Mother's divorce was swift and hidden,
sundered my world of chickens
and abuelos, left me with shortened
weekend visitation, long enough
for Sunday trips to the Larousse,
el Diccionario de la Real Academia
Española, and Oxford's for good measure.
It was impossible to win at Scrabble.

Memories of mi padre then are dim,
he was a background picture lit by
linternas. She married self-made
money, righteous with the arrogance
of the new rich. My new abuela
told me early on that I should be
grateful for his generosity, 
but should not look to her for much
of love, affection or regard. 
We did go weekends to Santa María;
he owned a house there for a while,
and to the Yatch Club and el Club Médico
where blacks were not allowed. Minerva
who was then mi tata was refused admittance
because she was mulata and had worn no uniform
to designate subservience; Minerva 
who played games with me and sang to me
while mami sometimes had me brought to her
on her way out to some affair or other.

March, 2000

Sylvia A. Brandon's Questions:

Note an habanera is an old form of Cuban music; la Habana was a busy port where ships stopped on their way to other countries, to refuel, etc.
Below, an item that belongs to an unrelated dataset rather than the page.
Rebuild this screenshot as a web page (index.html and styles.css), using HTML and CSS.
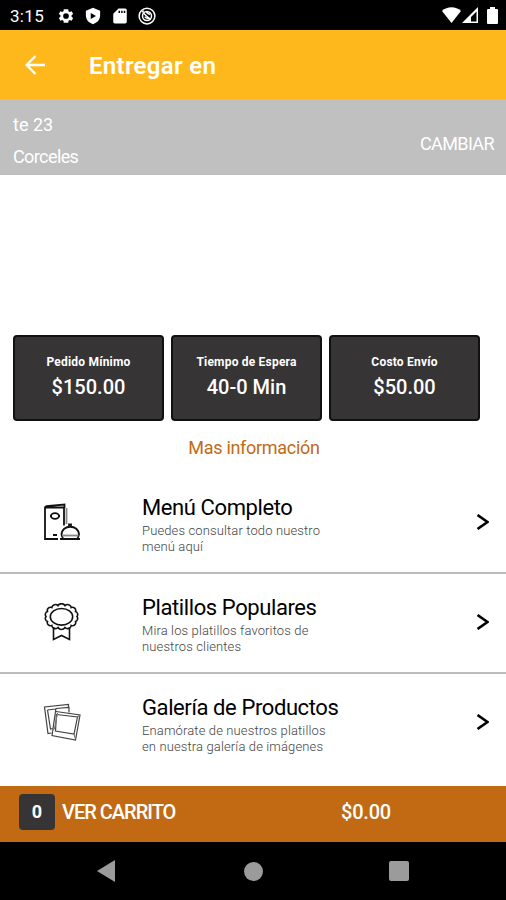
FILE: index.html
```
<!DOCTYPE html>
<html lang="es">
<head>
  <meta charset="UTF-8">
  <meta name="viewport" content="width=device-width, initial-scale=1.0">
  <title>Entregar en</title>
  <link rel="stylesheet" href="styles.css">
</head>
<body>
  <div class="status-bar">
    <span class="clock">3:15</span>
    <div class="status-icons">
      <svg width="18" height="18" viewBox="0 0 24 24"><path fill="#fff" fill-rule="evenodd" d="M19.400 13a7.500 7.500 0 0 0 0-2l2.100-1.700-2-3.500-2.500 1a7.500 7.500 0 0 0-1.700-1L15 3H9l-.3 2.800a7.500 7.500 0 0 0-1.700 1l-2.500-1-2 3.500L4.600 11a7.500 7.500 0 0 0 0 2l-2.100 1.700 2 3.500 2.500-1a7.500 7.500 0 0 0 1.700 1L9 21h6l.3-2.800a7.500 7.500 0 0 0 1.700-1l2.500 1 2-3.500zM12 8.200a3.800 3.800 0 1 1 0 7.600 3.800 3.800 0 0 1 0-7.600z"/></svg>
      <svg width="18" height="18" viewBox="0 0 24 24"><path fill="#fff" fill-rule="evenodd" d="M12 1l9.500 4v6c0 6-4 10-9.500 12-5.500-2-9.500-6-9.500-12V5zM9 8v8l7-4z"/></svg>
      <svg width="18" height="18" viewBox="0 0 24 24"><path fill="#fff" fill-rule="evenodd" d="M10 2h9c1 0 2 1 2 2v16c0 1-1 2-2 2H5c-1 0-2-1-2-2V9zM10 5v3h2V5zM13.500 5v3h2V5zM17 5v3h2V5z"/></svg>
      <svg width="18" height="18" viewBox="0 0 24 24" fill="none" stroke="#fff" stroke-width="2"><circle cx="12" cy="12" r="10.500"/><circle cx="12" cy="12" r="6"/><path d="M5 7l3-2M7 8l10 9M9 13c2 2 4 3 7 2M11 7l5 3"/></svg>
    </div>
    <div class="signal-icons">
      <svg width="19" height="16" viewBox="0 0 19 16"><path fill="#fff" d="M0 4c5-5 14-5 19 0L9.500 16z"/></svg>
      <svg width="16" height="16" viewBox="0 0 16 16"><path fill="#fff" fill-rule="evenodd" d="M0 16L16 0v16zM14.500 14.500V4.500L9 10v4.500z"/></svg>
      <svg class="battery" width="11" height="17" viewBox="0 0 11 17"><path fill="#fff" d="M3 0h5v2h2q1 0 1 1v13q0 1-1 1H1q-1 0-1-1V3q0-1 1-1h2z"/></svg>
    </div>
  </div>

  <header class="app-bar">
    <svg class="back" width="20" height="20" viewBox="0 0 20 20" fill="none" stroke="#fff" stroke-width="2.300"><path d="M20 10H2M10.500 1L1.600 10l8.900 9"/></svg>
    <h1>Entregar en</h1>
  </header>

  <section class="address">
    <div class="address-lines">
      <div><span class="street">te 23</span></div>
      <div><span class="suburb">Corceles</span></div>
    </div>
    <span class="change">CAMBIAR</span>
  </section>

  <main>
    <div class="cards">
      <div class="card">
        <span class="label">Pedido Mínimo</span>
        <span class="value">$150.00</span>
      </div>
      <div class="card">
        <span class="label">Tiempo de Espera</span>
        <span class="value">40-0 Min</span>
      </div>
      <div class="card">
        <span class="label">Costo Envío</span>
        <span class="value">$50.00</span>
      </div>
    </div>
    <div class="more"><span>Mas información</span></div>

    <div class="menu">
      <div class="item">
        <svg class="icon" width="38" height="38" viewBox="0 0 38 38" fill="none" stroke="#111" stroke-width="1.800">
          <path d="M15 36H2V4.500h19v18M2 4.500L3.500 3 21.500 1.500V5"/>
          <path stroke="#888" d="M23.500 5v16"/>
          <ellipse cx="12" cy="13" rx="4" ry="2.800"/>
          <path d="M7 13h1.500M15.500 13H17M10 32h4"/>
          <path d="M18.500 32c0-11 17.500-11 17.500 0M26 23v-1.500h2V23M17 36h20M18.500 32l1.500 3.500M36 32l-1.500 3.500"/>
          <path stroke="#888" d="M19 32.500h16.500"/>
        </svg>
        <div class="text">
          <h2 class="name">Menú Completo</h2>
          <p>Puedes consultar todo nuestro<br>menú aquí</p>
        </div>
        <svg class="chevron" width="12" height="16" viewBox="0 0 12 16" fill="none" stroke="#000" stroke-width="2.600"><path d="M.5 1L10.500 8l-10 7"/></svg>
      </div>
      <div class="item">
        <svg class="icon" width="38" height="38" viewBox="0 0 38 38" fill="none" stroke="#111" stroke-width="1.600">
          <path d="M34 13.500A3.200 3.200 0 0 1 32.500 18.500A3.200 3.200 0 0 1 28.200 22.500A3.600 3.600 0 0 1 22 24.500A4 4 0 0 1 15 24.500A3.600 3.600 0 0 1 8.800 22.500A3.200 3.200 0 0 1 4.500 18.500A3.200 3.200 0 0 1 3 13.500A3.200 3.200 0 0 1 4.500 8.500A3.200 3.200 0 0 1 8.800 4.500A3.600 3.600 0 0 1 15 2.700A4 4 0 0 1 22 2.700A3.600 3.600 0 0 1 28.200 4.500A3.200 3.200 0 0 1 32.500 8.500A3.200 3.200 0 0 1 34 13.500z"/>
          <ellipse cx="18.500" cy="13.800" rx="11.200" ry="8.300"/>
          <path d="M10.500 24v12.500l8-4 8 4V24"/>
        </svg>
        <div class="text">
          <h2 class="name">Platillos Populares</h2>
          <p>Mira los platillos favoritos de<br>nuestros clientes</p>
        </div>
        <svg class="chevron" width="12" height="16" viewBox="0 0 12 16" fill="none" stroke="#000" stroke-width="2.600"><path d="M.5 1L10.500 8l-10 7"/></svg>
      </div>
      <div class="item">
        <svg class="icon" width="38" height="38" viewBox="0 0 38 38" fill="none" stroke="#444" stroke-width="1.200">
          <path d="M12.500 8.500l.5-3 13-1v5M25.500 5V1.500L1.500 4 5 30.500l3.500-.5M4.500 7L7.500 26l2-.5M4.500 7l8-1"/>
          <path d="M13 8.500L37 12l-4.500 25L9 32.500 12.500 8.500zM13.500 11.500L34.500 14l-3.500 17-18.500-3z"/>
          <path stroke="#777" d="M14.500 10l-3 15.500L9 28M31 31l1.500 5M34.500 14L37 12"/>
        </svg>
        <div class="text">
          <h2 class="name">Galería de Productos</h2>
          <p>Enamórate de nuestros platillos<br>en nuestra galería de imágenes</p>
        </div>
        <svg class="chevron" width="12" height="16" viewBox="0 0 12 16" fill="none" stroke="#000" stroke-width="2.600"><path d="M.5 1L10.500 8l-10 7"/></svg>
      </div>
    </div>
  </main>

  <div class="cart">
    <span class="count">0</span>
    <span class="cart-label">VER CARRITO</span>
    <span class="total">$0.00</span>
  </div>

  <nav class="nav-bar">
    <svg width="18" height="22" viewBox="0 0 18 22"><path fill="#9b9b9b" d="M18 0v22L0 11z"/></svg>
    <span class="home"></span>
    <span class="recent"></span>
  </nav>
</body>
</html>
```
FILE: styles.css
```
* {
  box-sizing: border-box;
}
body {
  margin: 0;
  width: 506px;
  height: 900px;
  display: flex;
  flex-direction: column;
  overflow: hidden;
  background-color: #fff;
  font-family: Roboto, "Open Sans", sans-serif;
}
h1, h2, p {
  margin: 0;
}
span {
  white-space: nowrap;
}
svg {
  display: block;
  flex-shrink: 0;
}
.status-bar {
  height: 30px;
  display: flex;
  align-items: center;
  padding: 1px 8px 0 10px;
  background-color: #000;
  color: #fff;
}
.clock {
  width: 47px;
  font-size: 17px;
  font-weight: 400;
  letter-spacing: 0.3px;
}
.status-icons {
  display: flex;
  gap: 9px;
}
.signal-icons {
  display: flex;
  gap: 1px;
  margin-left: auto;
}
.battery {
  margin-left: 8px;
}
.app-bar {
  height: 69px;
  display: flex;
  align-items: center;
  padding-left: 25px;
  background-color: #ffb81c;
  color: #fff;
}
.app-bar h1 {
  margin-left: 44px;
  padding-top: 2px;
  font-size: 24px;
  font-weight: 600;
  letter-spacing: 0.3px;
}
.address {
  height: 76px;
  display: flex;
  align-items: center;
  justify-content: space-between;
  padding: 0 12px 0 13px;
  background-color: #c0c0c0;
  color: #fff;
  font-size: 18px;
}
.address-lines {
  margin-top: 8px;
  line-height: 32px;
}
.suburb {
  letter-spacing: -0.6px;
}
.change {
  padding-top: 12px;
  letter-spacing: -0.6px;
}
main {
  height: 611px;
  padding-top: 160px;
}
.cards {
  display: flex;
  gap: 7px;
  padding-left: 13px;
}
.card {
  width: 151px;
  height: 86px;
  padding-top: 17px;
  display: flex;
  flex-direction: column;
  align-items: center;
  border: 2px solid #111;
  border-radius: 4px;
  background-color: #373435;
  color: #fff;
}
.label {
  font-size: 12px;
  font-weight: 700;
  line-height: 16px;
  letter-spacing: 0.2px;
}
.value {
  margin-top: 4px;
  font-size: 20px;
  font-weight: 500;
  line-height: 26px;
}
.more {
  height: 52px;
  padding: 14px 0 0 2px;
  text-align: center;
  color: #c26a15;
  font-size: 18px;
  line-height: 26px;
  letter-spacing: -0.3px;
}
.menu {
  padding-top: 1px;
}
.item {
  height: 100px;
  display: flex;
  align-items: center;
  padding: 0 17px 2px 43px;
  border-bottom: 2px solid #bbb;
}
.item:last-child {
  border-bottom-color: transparent;
}
.text {
  width: 300px;
  margin-left: 61px;
}
.name {
  padding-top: 3px;
  font-size: 22px;
  font-weight: 400;
  line-height: 30px;
  letter-spacing: -0.4px;
}
.text p {
  color: #444;
  font-size: 13px;
  font-weight: 300;
  line-height: 16px;
  letter-spacing: 0.13px;
}
.chevron {
  margin-left: auto;
}
.cart {
  height: 56px;
  flex-shrink: 0;
  display: flex;
  align-items: center;
  padding: 0 0 5px 19px;
  background-color: #c26a13;
  color: #fff;
  font-size: 20px;
  font-weight: 500;
}
.count {
  width: 36px;
  height: 36px;
  border-radius: 4px;
  background-color: #373435;
  font-size: 18px;
  font-weight: 700;
  line-height: 36px;
  text-align: center;
}
.cart-label {
  width: 279px;
  margin-left: 7px;
  letter-spacing: -1px;
}
.total {
  letter-spacing: -0.2px;
}
.nav-bar {
  height: 58px;
  flex-shrink: 0;
  display: flex;
  align-items: center;
  padding-left: 97px;
  background-color: #000;
}
.home {
  width: 19px;
  height: 19px;
  margin-left: 129px;
  border-radius: 50%;
  background-color: #9b9b9b;
}
.recent {
  width: 20px;
  height: 20px;
  margin-left: 126px;
  border-radius: 2px;
  background-color: #9b9b9b;
}
```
Many times people who stopped fell in love with the island and jumped ship. They eventually returned to their countries, such as Spain, and brought back learned 'habaneras,' which have thus become part of the folklore in lands far away from La Habana.

1.  Is the reader confused by all the characters (abuelita Adela, abuela Inés, mi padre, mother, mi tata, abuelo) and what can be done to soften the confusion?

2.  Should the footnote about habaneras be included as a part of the poem?

3.  Line breaks!!!  !?@#

A science lesson

The square root of fifteen
is five, he said, and the answer
to the endless questions of the
here and now IS  then.   Democritus
contrived a theory that space,
the Void, had equal dibs with Being,
or reality, the Void a vaccuum
filled with particles eternal and
invisible.  From there to bombs
and mushroom clouds winging
their way across the unreality
of time and space to death. 

When I was younger and myopic
I looked at lights and saw the fusion
of the shapes and colors 
and thought them beautiful.  Then
glasses were prescribed; the fuzziness
resolved into the streets, dirty
with garbage everywhere.
Ultimate good, which D
described as cheerfulness,
a state in which the soul
lives tranquilly, no fear
or superstition, now eludes me. 

The naked city, she that never sleeps,
is now a place of terror for those
who do not fit the picture.  The volume of 
a cone's one third that of a cylinder
with the same base and equal height;
the volume of a pyramid's one third 
that of a prism with the same base 
and equal height.  Poetry's atoms 
have been split by hatred.  The total mass
of the reactants in any chemical reaction
is equal to the total mass of its products.
Darkness abounds.  The total mass of fear
and prejudice and anxious nightmares
is bullets nightsticks hate and death,
Dalton and Lavoisier redeemed.
God weeps.

March, 2000

Sylvia A. Brandon's Questions:

1.  When I first wrote it, after the Diallo verdict, at 3 in the AM or thereabouts, I did not notice the glaring mistake in the first stanza about square roots; most of the rest of the poem is good math/science.  I was preparing a Chemistry lesson at the time this poem was regurgitated against my will.  However, I actually like the error in the first stanza, but wonder if the reader will think the rest of the scientific/mathematical allusion is incorrect.

2.  Does the analogy between the scientific/mathematical and the state of our streets work?